| Data block |
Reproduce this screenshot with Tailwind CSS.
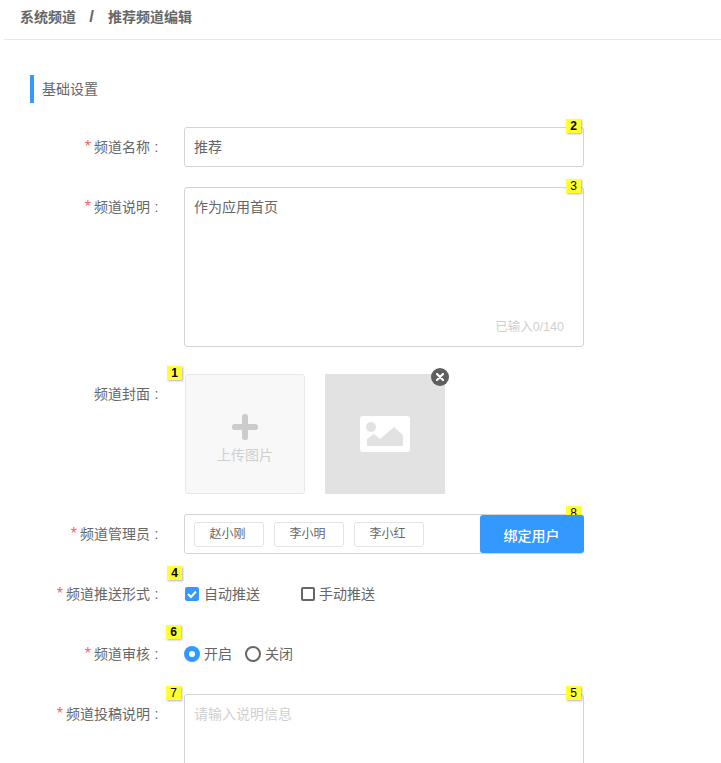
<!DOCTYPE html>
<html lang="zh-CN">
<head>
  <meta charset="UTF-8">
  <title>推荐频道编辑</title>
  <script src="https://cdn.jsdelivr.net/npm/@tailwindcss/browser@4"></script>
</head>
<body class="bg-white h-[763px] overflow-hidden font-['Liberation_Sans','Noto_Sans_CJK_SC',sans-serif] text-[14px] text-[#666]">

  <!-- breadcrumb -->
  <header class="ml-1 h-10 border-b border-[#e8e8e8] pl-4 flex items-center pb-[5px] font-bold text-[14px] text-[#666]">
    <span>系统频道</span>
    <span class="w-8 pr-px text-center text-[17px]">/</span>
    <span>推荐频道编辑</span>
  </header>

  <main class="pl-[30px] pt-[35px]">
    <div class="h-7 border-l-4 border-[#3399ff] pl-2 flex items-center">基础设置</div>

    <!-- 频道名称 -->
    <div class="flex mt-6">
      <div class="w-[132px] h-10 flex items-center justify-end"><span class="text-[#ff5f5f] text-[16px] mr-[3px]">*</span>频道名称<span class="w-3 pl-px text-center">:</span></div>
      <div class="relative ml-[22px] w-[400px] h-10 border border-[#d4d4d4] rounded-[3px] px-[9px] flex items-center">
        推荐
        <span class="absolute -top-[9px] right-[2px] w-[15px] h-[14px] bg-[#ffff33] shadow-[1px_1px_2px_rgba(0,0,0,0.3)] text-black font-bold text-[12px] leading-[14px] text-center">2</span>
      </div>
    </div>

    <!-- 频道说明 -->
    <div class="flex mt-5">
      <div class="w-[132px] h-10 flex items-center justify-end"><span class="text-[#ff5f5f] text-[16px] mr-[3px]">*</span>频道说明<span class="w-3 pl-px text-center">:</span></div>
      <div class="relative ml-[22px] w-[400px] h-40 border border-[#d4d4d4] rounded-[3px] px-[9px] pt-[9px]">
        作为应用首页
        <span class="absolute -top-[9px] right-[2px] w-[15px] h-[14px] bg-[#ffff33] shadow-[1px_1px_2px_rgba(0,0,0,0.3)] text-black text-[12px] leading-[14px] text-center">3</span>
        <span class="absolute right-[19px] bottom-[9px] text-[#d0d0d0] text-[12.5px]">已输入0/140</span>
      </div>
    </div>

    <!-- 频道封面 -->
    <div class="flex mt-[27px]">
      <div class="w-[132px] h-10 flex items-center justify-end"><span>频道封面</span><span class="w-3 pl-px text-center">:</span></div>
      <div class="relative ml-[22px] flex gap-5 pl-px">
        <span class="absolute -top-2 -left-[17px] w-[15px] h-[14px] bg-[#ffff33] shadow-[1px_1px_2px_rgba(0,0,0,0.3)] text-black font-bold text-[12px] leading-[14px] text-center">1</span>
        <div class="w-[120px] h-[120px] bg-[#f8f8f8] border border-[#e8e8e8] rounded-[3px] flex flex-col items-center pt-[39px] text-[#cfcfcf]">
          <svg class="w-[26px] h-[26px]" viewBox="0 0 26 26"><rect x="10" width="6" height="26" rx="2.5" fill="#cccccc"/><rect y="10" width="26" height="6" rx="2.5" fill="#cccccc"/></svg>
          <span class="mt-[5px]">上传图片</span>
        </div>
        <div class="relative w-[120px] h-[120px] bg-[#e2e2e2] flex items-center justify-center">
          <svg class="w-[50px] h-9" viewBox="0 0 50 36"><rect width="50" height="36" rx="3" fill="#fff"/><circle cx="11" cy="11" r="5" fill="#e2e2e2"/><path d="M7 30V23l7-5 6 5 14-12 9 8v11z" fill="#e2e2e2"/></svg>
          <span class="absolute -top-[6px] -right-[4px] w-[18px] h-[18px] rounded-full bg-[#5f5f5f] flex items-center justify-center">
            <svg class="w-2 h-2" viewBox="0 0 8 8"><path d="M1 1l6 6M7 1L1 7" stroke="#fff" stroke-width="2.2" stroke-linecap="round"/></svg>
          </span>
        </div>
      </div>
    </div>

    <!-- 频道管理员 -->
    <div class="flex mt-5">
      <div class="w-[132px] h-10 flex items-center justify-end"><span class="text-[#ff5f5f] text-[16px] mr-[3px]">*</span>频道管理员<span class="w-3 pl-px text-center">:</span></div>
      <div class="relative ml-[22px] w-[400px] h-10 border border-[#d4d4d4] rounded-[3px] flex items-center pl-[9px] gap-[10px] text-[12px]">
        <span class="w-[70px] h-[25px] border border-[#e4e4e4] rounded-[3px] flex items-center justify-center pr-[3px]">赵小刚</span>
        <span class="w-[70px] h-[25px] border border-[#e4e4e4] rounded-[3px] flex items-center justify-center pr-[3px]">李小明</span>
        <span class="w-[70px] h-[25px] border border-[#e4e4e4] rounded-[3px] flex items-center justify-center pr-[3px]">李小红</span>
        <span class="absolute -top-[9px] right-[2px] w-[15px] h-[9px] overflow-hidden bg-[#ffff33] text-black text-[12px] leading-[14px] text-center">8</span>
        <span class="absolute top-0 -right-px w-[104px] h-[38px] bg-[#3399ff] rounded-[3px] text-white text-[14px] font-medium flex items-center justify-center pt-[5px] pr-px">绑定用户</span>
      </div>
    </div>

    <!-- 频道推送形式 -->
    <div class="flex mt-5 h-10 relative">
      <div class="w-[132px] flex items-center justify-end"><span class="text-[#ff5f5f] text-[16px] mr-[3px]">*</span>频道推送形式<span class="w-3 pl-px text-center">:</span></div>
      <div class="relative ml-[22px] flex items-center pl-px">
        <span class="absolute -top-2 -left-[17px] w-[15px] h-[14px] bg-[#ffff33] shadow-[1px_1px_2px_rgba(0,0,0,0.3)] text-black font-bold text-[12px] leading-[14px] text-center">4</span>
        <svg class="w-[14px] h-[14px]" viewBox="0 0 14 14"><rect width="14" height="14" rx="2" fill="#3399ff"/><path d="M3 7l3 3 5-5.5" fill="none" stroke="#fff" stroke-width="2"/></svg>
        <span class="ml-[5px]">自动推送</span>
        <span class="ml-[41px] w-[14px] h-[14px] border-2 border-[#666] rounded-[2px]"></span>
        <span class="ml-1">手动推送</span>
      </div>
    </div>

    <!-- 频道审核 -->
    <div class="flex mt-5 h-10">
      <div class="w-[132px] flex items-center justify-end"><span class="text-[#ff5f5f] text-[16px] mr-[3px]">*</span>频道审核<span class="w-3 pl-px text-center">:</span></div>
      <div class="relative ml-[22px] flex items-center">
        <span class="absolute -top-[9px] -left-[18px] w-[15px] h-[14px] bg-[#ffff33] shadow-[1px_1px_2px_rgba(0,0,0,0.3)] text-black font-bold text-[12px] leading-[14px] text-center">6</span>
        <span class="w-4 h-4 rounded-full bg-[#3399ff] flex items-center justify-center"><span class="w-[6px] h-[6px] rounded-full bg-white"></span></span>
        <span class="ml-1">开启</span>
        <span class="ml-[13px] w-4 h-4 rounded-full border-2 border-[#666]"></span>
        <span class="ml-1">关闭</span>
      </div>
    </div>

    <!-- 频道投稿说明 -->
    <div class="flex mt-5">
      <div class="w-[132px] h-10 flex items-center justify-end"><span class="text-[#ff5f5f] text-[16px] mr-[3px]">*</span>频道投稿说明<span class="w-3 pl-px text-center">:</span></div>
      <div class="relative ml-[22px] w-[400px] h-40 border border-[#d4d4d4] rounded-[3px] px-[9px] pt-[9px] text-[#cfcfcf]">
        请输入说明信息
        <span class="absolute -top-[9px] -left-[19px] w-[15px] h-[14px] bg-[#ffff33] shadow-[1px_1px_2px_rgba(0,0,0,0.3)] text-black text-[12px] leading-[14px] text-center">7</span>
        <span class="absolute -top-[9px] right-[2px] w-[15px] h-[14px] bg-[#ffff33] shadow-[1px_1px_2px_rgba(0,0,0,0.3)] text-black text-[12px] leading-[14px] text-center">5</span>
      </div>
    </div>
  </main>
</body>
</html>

| Problem to work on |
Return nothing but the lines running from the start of the data to the line with "border-l-4 border-[#3399ff] pl-2", please, both ends included and no pictures.

| Result below |
Reproduce this screenshot with Tailwind CSS.
<!DOCTYPE html>
<html lang="zh-CN">
<head>
  <meta charset="UTF-8">
  <title>推荐频道编辑</title>
  <script src="https://cdn.jsdelivr.net/npm/@tailwindcss/browser@4"></script>
</head>
<body class="bg-white h-[763px] overflow-hidden font-['Liberation_Sans','Noto_Sans_CJK_SC',sans-serif] text-[14px] text-[#666]">

  <!-- breadcrumb -->
  <header class="ml-1 h-10 border-b border-[#e8e8e8] pl-4 flex items-center pb-[5px] font-bold text-[14px] text-[#666]">
    <span>系统频道</span>
    <span class="w-8 pr-px text-center text-[17px]">/</span>
    <span>推荐频道编辑</span>
  </header>

  <main class="pl-[30px] pt-[35px]">
    <div class="h-7 border-l-4 border-[#3399ff] pl-2 flex items-center">基础设置</div>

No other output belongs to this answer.